[start]

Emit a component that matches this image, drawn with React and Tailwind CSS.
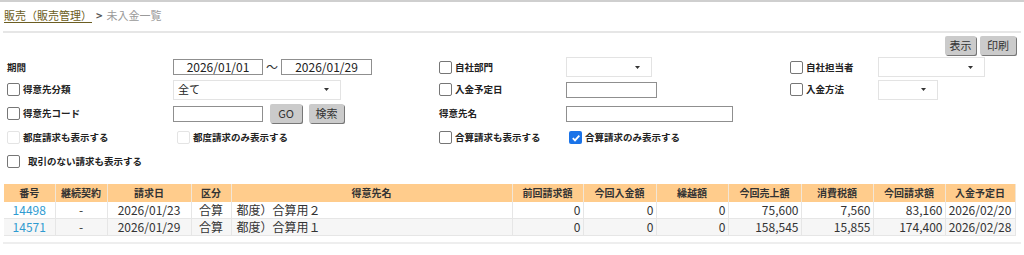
import React from "react";

const jp = { fontFamily: "'Noto Sans CJK JP', 'Noto Sans', sans-serif" };

function Check({ checked = false, disabled = false }) {
    if (checked) {
        return (
            <span className="inline-flex h-[13px] w-[13px] shrink-0 items-center justify-center rounded-[2px] bg-[#1a73e8]">
                <svg width="10" height="10" viewBox="0 0 10 10">
                    <path d="M1.8 5.2 L4 7.4 L8.3 2.6" fill="none" stroke="white" strokeWidth="1.8" />
                </svg>
            </span>
        );
    }
    return (
        <span className={`inline-block h-[13px] w-[13px] shrink-0 rounded-[2px] border bg-white ${disabled ? "border-[#e4e4e4] bg-[#f6f6f6]" : "border-[#767676]"}`} />
    );
}

function Label({ children, check, checked, disabled, className = "" }) {
    return (
        <div className={`flex items-center gap-[3px] text-[9.5px] font-bold text-[#222] ${className}`}>
            {check && <Check checked={checked} disabled={disabled} />}
            <span>{children}</span>
        </div>
    );
}

function Select({ w, children }) {
    return (
        <div className={`flex ${w} h-[20px] items-center justify-between border border-[#e3e3e3] bg-white pl-[4px] pr-[11px] text-[11px] text-[#222]`}>
            <span>{children}</span>
            <svg width="5" height="3" viewBox="0 0 5 3">
                <path d="M0 0 H5 L2.5 3 Z" fill="#333" />
            </svg>
        </div>
    );
}

function Input({ w, children }) {
    return (
        <div className={`flex ${w} h-[16px] items-center justify-center border border-[#8f8f8f] bg-white text-[12px] leading-none text-[#222]`}>
            {children}
        </div>
    );
}

function Btn({ children, className = "" }) {
    return (
        <div className={`flex h-[19px] items-center justify-center rounded-[2px] bg-[#cbcbcb] text-[11px] text-[#333] shadow-[1px_1px_0_#777] ${className}`}>
            {children}
        </div>
    );
}

const columns = [
    { label: "番号", w: "w-[51px]" },
    { label: "継続契約", w: "w-[52px]" },
    { label: "請求日", w: "w-[84px]" },
    { label: "区分", w: "w-[40px]" },
    { label: "得意先名", w: "w-[281px]" },
    { label: "前回請求額", w: "w-[71px]" },
    { label: "今回入金額", w: "w-[73px]" },
    { label: "繰越額", w: "w-[72px]" },
    { label: "今回売上額", w: "w-[73px]" },
    { label: "消費税額", w: "w-[72px]" },
    { label: "今回請求額", w: "w-[72px]" },
    { label: "入金予定日", w: "w-[70px]" },
];

const rows = [
    ["14498", "-", "2026/01/23", "合算", "都度）合算用２", "0", "0", "0", "75,600", "7,560", "83,160", "2026/02/20"],
    ["14571", "-", "2026/01/29", "合算", "都度）合算用１", "0", "0", "0", "158,545", "15,855", "174,400", "2026/02/28"],
];

export default function App() {
    return (
        <div className="h-[255px] w-[1024px] overflow-hidden bg-white" style={jp}>
            <div className="h-[2px] bg-[#cfcfcf]" />

            {/* breadcrumb */}
            <div className="flex items-center px-[4px] pt-[5px] text-[11px]">
                <span className="text-[#6b5d22] underline underline-offset-2">販売（販売管理）</span>
                <span className="mx-[4px] font-bold text-[#555]">&gt;</span>
                <span className="text-[#9a9a9a]">未入金一覧</span>
            </div>
            <div className="mx-[3px] mt-[7px] h-[2px] bg-[#e6e6e6]" />

            {/* buttons */}
            <div className="flex justify-end gap-[4px] pr-[8px] pt-[3px]">
                <Btn className="w-[31px]">表示</Btn>
                <Btn className="w-[36px]">印刷</Btn>
            </div>

            {/* form */}
            <div className="mt-[2px] pl-[7px]">
                <div className="flex h-[21px] items-center">
                    <Label className="w-[166px]">期間</Label>
                    <div className="flex w-[266px] items-center">
                        <Input w="w-[90px]">2026/01/01</Input>
                        <span className="mx-[3px] text-[12px] text-[#333]">〜</span>
                        <Input w="w-[91px]">2026/01/29</Input>
                    </div>
                    <Label check className="w-[127px]">自社部門</Label>
                    <div className="w-[224px]"><Select w="w-[86px]" /></div>
                    <Label check className="w-[88px]">自社担当者</Label>
                    <Select w="w-[107px]" />
                </div>
                <div className="flex h-[24px] items-center">
                    <Label check className="w-[166px]">得意先分類</Label>
                    <div className="w-[266px]"><Select w="w-[168px]">全て</Select></div>
                    <Label check className="w-[127px]">入金予定日</Label>
                    <div className="w-[224px]"><Input w="w-[91px]" /></div>
                    <Label check className="w-[88px]">入金方法</Label>
                    <Select w="w-[60px]" />
                </div>
                <div className="flex h-[24px] items-center">
                    <Label check className="w-[166px]">得意先コード</Label>
                    <div className="flex w-[266px] items-center">
                        <Input w="w-[90px]" />
                        <Btn className="ml-[7px] w-[32px]">GO</Btn>
                        <Btn className="ml-[7px] w-[35px]">検索</Btn>
                    </div>
                    <Label className="w-[127px]">得意先名</Label>
                    <Input w="w-[167px]" />
                </div>
                <div className="flex h-[24px] items-center">
                    <Label check disabled className="w-[170px]">都度請求も表示する</Label>
                    <Label check disabled className="w-[262px]">都度請求のみ表示する</Label>
                    <Label check className="w-[130px]">合算請求も表示する</Label>
                    <Label check checked>合算請求のみ表示する</Label>
                </div>
                <div className="flex h-[24px] items-center">
                    <Label check className="gap-[8px]">取引のない請求も表示する</Label>
                </div>
            </div>

            {/* table */}
            <table className="ml-[4px] mt-[10px] border-collapse text-[10px] text-[#333]">
                <thead>
                    <tr className="h-[18px] bg-[#ffcc8c]">
                        {columns.map((c) => (
                            <th key={c.label} className={`${c.w} border-r border-[#f2e6d6] p-0 text-center font-bold`}>{c.label}</th>
                        ))}
                    </tr>
                </thead>
                <tbody>
                    {rows.map((r, i) => (
                        <tr key={r[0]} className={`h-[17px] border-b border-[#e6e6e6] ${i % 2 ? "bg-[#f6f6f6]" : "bg-white"}`}>
                            {r.map((v, j) => (
                                <td
                                    key={j}
                                    className={`border-r border-[#e6e6e6] p-0 text-[12px] leading-none ${j === 0 ? "text-center text-[#2e9bd1]" : j < 4 ? "text-center" : j === 4 ? "pl-[5px] text-left" : j === 11 ? "text-center" : "pr-[2px] text-right"}`}
                                >
                                    {v}
                                </td>
                            ))}
                        </tr>
                    ))}
                </tbody>
            </table>
            <div className="mx-[3px] mt-[6px] h-[2px] bg-[#eeeeee]" />
        </div>
    );
}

[end]

### THE TASK
Begin at the top of the material above and output each line exactly, stopping after the line that holds "CJK JP', 'Noto". Leave out pictures.

### RESPONSE
Emit a component that matches this image, drawn with React and Tailwind CSS.
import React from "react";

const jp = { fontFamily: "'Noto Sans CJK JP', 'Noto Sans', sans-serif" };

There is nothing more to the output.